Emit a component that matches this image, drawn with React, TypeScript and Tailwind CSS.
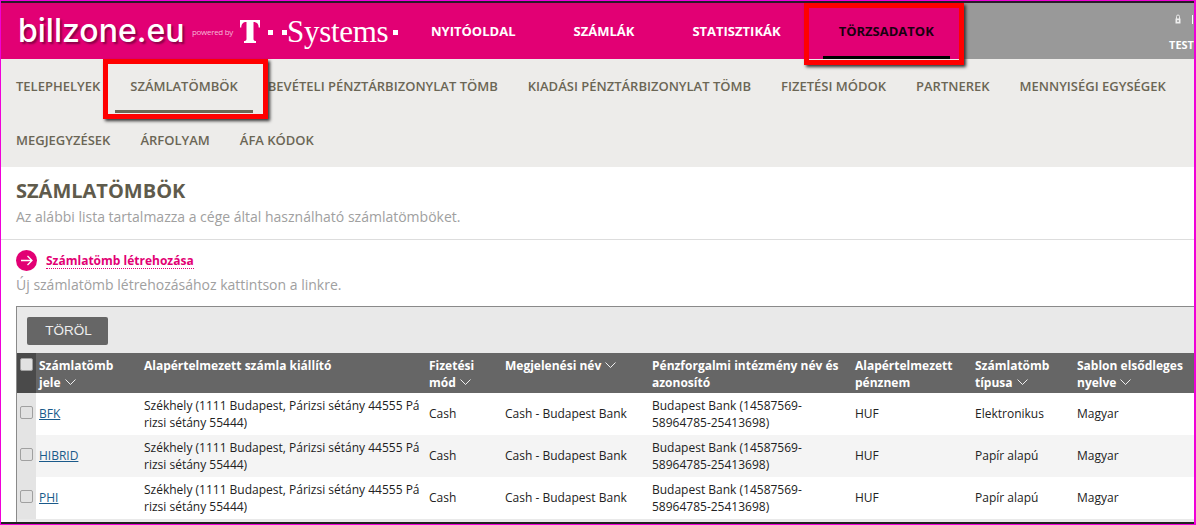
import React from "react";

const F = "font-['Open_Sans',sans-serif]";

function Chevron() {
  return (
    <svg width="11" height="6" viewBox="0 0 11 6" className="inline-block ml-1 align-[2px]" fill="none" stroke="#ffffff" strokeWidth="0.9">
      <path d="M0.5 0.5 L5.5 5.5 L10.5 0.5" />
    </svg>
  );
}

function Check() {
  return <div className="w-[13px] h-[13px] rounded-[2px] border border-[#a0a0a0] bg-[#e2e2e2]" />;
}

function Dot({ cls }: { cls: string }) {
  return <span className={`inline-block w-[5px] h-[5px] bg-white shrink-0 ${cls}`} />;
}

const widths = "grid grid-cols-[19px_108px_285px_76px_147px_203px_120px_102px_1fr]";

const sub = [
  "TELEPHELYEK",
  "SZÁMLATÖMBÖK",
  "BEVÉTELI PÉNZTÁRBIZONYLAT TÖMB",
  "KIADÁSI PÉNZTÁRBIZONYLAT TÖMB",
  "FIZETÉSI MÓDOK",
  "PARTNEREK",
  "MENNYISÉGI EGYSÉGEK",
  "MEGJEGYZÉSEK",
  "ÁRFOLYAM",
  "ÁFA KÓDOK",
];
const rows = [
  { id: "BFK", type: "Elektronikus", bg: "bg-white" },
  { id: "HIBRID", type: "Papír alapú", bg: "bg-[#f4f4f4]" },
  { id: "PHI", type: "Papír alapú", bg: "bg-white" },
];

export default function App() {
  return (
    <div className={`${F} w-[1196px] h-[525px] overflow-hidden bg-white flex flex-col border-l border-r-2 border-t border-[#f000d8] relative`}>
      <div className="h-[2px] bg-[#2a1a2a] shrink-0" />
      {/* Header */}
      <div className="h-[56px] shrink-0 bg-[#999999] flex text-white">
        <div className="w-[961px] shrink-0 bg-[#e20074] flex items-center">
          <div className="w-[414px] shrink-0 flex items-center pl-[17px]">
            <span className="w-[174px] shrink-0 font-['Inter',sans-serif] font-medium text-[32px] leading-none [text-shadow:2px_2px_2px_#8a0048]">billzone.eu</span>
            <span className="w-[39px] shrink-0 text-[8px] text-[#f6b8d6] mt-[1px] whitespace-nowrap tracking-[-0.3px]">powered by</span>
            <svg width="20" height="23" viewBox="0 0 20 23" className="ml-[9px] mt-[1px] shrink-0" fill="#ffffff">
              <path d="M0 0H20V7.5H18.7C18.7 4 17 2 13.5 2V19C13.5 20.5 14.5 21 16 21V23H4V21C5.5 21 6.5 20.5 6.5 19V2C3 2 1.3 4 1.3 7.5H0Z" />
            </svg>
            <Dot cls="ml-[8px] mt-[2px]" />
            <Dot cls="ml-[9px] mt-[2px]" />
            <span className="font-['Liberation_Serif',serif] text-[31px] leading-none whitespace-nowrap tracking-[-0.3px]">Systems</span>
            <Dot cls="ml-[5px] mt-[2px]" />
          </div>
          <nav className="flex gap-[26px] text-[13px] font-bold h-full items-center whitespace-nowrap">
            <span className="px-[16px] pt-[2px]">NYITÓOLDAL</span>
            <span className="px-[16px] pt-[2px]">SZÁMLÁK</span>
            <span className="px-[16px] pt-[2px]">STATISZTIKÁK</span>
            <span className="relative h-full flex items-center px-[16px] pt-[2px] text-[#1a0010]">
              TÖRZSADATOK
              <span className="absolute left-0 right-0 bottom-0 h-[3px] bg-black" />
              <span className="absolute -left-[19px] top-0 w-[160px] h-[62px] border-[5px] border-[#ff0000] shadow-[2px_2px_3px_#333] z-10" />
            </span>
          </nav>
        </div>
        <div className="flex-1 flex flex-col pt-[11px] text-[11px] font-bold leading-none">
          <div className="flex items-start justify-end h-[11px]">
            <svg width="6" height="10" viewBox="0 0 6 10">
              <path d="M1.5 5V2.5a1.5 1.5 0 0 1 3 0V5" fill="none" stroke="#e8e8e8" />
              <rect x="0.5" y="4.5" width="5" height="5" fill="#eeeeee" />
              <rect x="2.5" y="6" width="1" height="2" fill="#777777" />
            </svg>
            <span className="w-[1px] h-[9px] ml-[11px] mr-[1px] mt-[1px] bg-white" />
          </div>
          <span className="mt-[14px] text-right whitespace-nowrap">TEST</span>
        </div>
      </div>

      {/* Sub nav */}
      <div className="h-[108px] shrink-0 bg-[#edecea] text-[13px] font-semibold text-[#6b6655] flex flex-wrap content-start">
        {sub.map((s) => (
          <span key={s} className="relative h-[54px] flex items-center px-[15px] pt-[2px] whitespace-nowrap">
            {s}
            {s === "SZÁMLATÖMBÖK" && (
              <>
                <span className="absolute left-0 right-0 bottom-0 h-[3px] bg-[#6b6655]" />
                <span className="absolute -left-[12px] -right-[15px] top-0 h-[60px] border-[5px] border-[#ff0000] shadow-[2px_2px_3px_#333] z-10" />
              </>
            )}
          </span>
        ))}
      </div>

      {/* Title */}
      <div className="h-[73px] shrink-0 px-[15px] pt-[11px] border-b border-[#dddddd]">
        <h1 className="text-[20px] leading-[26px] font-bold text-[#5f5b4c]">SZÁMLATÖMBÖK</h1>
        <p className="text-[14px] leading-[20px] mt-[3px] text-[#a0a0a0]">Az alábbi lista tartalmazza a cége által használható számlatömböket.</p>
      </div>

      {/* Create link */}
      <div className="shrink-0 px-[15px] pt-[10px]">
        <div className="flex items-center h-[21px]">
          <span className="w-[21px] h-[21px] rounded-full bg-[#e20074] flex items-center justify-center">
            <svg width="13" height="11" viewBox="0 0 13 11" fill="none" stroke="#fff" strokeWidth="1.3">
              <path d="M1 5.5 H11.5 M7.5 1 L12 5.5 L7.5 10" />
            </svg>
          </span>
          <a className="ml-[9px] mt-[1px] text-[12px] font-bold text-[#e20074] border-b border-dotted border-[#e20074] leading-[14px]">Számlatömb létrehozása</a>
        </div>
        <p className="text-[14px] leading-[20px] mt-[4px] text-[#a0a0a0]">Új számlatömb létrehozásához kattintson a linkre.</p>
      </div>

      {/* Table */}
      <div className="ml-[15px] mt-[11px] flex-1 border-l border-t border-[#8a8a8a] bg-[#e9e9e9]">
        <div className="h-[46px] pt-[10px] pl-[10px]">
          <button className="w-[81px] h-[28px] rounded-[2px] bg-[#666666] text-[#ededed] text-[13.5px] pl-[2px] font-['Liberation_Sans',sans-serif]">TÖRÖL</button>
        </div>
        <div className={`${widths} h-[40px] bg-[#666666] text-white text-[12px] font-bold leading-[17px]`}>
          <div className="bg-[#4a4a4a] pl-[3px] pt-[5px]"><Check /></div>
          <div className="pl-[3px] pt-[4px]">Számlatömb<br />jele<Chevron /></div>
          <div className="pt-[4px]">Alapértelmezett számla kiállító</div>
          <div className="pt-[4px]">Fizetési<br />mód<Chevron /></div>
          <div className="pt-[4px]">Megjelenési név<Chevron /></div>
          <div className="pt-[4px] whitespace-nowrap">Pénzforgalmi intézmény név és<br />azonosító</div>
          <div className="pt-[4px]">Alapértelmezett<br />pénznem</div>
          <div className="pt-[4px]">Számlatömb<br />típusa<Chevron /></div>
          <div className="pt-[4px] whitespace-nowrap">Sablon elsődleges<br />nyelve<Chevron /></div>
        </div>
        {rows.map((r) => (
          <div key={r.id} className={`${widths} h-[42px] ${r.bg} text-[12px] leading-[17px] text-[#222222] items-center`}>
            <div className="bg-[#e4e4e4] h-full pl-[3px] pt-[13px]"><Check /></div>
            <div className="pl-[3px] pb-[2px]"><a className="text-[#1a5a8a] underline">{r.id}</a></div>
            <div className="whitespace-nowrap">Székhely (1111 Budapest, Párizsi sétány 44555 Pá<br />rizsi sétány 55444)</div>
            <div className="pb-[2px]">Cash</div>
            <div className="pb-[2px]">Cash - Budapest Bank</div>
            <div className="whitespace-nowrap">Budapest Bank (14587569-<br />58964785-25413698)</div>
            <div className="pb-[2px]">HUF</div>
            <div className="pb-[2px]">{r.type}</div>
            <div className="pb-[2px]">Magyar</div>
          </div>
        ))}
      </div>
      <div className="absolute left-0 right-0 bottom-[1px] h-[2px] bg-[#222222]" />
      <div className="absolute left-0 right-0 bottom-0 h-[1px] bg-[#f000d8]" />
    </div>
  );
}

- WHAT NEEDS TO BE DONE: Every line that holds the word "React" counts once; state the total number of such lines and nothing else.

- THE OUTPUT: 2